▸ **WHAT YOU SHOULD DO**
Retype only what runs from the beginning of the data through the line with "</style></head><body>"; please omit the pictures and keep every line exact.

▸ **STORED DATA**
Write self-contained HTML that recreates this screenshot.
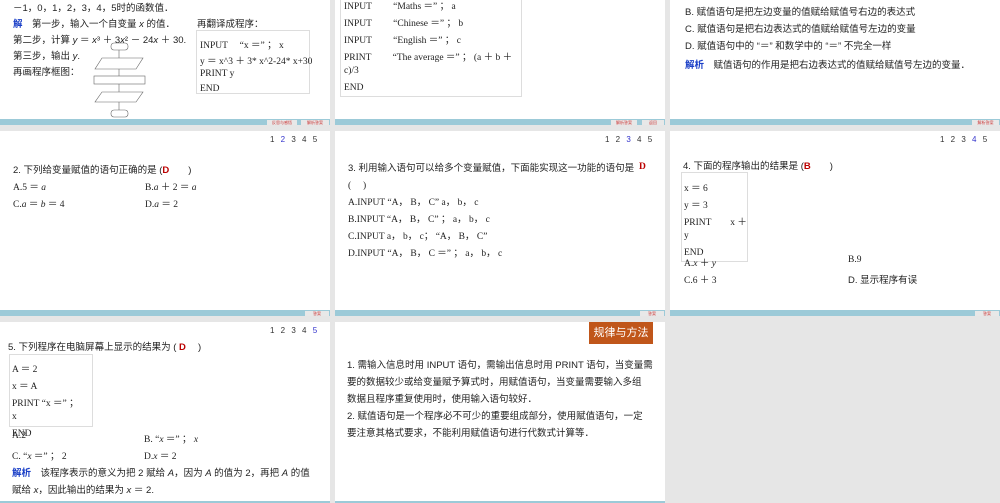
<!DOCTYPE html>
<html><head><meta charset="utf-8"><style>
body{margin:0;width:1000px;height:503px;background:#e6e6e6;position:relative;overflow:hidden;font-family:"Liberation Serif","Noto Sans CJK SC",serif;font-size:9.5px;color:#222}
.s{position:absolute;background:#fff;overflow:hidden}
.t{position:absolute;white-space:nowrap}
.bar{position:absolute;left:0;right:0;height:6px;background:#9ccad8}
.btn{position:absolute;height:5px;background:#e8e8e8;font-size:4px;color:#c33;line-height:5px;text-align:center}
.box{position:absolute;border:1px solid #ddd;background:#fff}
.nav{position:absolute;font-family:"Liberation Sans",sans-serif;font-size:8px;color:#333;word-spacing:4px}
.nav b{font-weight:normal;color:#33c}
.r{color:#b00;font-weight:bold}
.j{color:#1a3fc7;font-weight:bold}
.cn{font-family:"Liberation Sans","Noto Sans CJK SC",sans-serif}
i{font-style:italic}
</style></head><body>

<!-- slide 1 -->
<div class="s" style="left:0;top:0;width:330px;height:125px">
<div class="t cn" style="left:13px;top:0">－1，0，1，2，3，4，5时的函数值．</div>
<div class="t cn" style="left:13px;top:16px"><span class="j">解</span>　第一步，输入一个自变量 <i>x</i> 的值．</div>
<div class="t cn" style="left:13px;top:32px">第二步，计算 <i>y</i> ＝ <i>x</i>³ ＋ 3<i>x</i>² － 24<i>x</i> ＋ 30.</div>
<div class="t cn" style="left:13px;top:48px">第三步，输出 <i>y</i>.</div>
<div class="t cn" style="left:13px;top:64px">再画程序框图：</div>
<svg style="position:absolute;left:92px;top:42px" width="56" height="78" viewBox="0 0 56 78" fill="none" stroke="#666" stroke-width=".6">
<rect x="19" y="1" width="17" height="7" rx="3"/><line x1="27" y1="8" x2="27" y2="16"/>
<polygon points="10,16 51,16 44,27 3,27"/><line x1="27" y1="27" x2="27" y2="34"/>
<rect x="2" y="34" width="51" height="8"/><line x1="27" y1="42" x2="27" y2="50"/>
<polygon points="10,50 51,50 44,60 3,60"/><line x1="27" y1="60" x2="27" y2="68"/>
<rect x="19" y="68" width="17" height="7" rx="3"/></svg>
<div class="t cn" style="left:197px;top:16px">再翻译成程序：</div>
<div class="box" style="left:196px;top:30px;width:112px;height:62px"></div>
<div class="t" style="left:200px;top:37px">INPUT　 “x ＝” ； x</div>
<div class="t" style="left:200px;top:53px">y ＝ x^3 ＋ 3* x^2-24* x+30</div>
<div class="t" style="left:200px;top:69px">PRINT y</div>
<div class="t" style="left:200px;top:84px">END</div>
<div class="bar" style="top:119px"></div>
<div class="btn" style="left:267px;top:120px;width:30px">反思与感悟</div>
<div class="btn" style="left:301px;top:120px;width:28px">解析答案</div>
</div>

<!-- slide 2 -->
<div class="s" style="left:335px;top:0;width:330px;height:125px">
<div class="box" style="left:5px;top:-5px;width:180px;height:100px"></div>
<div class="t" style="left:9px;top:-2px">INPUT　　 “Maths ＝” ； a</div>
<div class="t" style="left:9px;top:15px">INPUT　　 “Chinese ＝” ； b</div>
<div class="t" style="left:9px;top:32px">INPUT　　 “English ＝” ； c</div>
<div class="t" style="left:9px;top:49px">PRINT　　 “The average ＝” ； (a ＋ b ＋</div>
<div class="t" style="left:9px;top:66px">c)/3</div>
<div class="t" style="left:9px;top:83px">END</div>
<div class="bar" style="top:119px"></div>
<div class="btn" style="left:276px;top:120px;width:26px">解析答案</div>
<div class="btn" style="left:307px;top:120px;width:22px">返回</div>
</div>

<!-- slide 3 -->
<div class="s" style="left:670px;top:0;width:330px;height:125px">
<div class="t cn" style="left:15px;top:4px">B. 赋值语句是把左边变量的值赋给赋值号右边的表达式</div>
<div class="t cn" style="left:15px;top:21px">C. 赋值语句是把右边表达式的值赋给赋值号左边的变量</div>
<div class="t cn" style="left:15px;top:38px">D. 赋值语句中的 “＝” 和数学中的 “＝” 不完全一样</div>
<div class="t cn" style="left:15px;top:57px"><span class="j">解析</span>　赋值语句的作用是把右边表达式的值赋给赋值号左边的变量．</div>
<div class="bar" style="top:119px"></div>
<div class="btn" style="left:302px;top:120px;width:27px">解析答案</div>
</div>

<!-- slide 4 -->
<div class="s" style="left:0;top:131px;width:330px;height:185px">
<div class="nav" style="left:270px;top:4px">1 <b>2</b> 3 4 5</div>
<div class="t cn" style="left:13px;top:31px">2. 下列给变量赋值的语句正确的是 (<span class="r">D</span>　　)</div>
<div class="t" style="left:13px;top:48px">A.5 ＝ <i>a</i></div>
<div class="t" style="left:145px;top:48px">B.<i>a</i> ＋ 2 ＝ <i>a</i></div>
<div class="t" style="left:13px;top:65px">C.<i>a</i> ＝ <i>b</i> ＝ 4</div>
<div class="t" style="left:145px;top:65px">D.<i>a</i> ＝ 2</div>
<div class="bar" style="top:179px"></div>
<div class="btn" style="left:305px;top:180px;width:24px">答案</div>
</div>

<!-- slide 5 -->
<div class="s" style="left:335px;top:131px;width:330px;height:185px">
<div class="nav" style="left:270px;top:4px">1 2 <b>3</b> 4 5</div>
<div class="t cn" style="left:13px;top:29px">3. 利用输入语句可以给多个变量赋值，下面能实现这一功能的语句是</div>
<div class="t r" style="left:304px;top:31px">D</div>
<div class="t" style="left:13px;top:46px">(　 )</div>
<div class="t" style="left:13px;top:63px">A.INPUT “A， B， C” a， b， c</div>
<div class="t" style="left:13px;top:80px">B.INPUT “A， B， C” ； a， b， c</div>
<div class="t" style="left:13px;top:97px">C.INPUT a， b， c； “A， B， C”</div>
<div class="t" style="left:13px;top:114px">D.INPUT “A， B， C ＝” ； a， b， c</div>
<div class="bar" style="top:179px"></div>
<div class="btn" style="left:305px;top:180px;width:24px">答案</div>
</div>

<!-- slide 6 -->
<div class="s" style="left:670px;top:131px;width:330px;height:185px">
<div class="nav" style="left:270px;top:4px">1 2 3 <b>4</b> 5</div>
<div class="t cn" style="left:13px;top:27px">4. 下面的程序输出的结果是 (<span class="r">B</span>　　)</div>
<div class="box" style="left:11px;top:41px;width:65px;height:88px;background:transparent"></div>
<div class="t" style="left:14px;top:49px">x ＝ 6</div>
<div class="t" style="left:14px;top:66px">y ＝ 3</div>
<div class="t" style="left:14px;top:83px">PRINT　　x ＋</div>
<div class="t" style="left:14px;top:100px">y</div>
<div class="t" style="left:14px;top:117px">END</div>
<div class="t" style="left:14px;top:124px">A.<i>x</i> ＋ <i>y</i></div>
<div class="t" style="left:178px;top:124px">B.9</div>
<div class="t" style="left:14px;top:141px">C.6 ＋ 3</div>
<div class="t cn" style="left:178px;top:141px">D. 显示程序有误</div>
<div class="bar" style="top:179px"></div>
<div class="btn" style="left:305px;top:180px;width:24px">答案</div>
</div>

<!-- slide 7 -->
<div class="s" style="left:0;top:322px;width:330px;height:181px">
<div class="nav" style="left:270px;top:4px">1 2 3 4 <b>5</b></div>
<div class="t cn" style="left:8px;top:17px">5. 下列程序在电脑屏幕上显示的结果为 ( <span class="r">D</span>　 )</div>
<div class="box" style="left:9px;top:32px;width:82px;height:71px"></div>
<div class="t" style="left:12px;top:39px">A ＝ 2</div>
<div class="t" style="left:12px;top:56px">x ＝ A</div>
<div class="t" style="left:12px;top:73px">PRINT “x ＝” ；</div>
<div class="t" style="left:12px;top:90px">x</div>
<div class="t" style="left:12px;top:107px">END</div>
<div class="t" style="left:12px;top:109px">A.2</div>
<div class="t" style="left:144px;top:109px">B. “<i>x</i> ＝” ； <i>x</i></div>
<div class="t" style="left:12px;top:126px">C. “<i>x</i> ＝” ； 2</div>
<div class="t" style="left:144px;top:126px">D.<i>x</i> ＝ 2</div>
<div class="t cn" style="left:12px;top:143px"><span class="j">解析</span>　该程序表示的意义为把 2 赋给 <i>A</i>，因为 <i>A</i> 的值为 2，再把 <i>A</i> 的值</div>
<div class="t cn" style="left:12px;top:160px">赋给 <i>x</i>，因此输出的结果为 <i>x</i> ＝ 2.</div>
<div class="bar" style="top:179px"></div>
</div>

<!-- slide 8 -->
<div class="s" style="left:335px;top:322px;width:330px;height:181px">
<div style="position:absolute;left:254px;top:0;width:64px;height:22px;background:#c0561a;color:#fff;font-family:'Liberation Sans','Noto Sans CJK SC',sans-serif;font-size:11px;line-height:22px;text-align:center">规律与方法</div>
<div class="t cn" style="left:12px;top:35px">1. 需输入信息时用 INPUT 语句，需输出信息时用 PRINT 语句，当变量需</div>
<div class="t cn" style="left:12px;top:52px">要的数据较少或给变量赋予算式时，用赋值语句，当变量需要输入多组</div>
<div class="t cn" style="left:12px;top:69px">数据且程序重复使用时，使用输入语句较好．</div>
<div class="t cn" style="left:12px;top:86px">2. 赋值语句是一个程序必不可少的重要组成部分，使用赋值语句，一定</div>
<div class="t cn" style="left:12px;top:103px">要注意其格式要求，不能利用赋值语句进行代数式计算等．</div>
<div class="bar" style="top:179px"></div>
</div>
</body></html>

▸ **SOLUTION**
Write self-contained HTML that recreates this screenshot.
<!DOCTYPE html>
<html><head><meta charset="utf-8"><style>
body{margin:0;width:1000px;height:503px;background:#e6e6e6;position:relative;overflow:hidden;font-family:"Liberation Serif","Noto Sans CJK SC",serif;font-size:9.5px;color:#222}
.s{position:absolute;background:#fff;overflow:hidden}
.t{position:absolute;white-space:nowrap}
.bar{position:absolute;left:0;right:0;height:6px;background:#9ccad8}
.btn{position:absolute;height:5px;background:#e8e8e8;font-size:4px;color:#c33;line-height:5px;text-align:center}
.box{position:absolute;border:1px solid #ddd;background:#fff}
.nav{position:absolute;font-family:"Liberation Sans",sans-serif;font-size:8px;color:#333;word-spacing:4px}
.nav b{font-weight:normal;color:#33c}
.r{color:#b00;font-weight:bold}
.j{color:#1a3fc7;font-weight:bold}
.cn{font-family:"Liberation Sans","Noto Sans CJK SC",sans-serif}
i{font-style:italic}
</style></head><body>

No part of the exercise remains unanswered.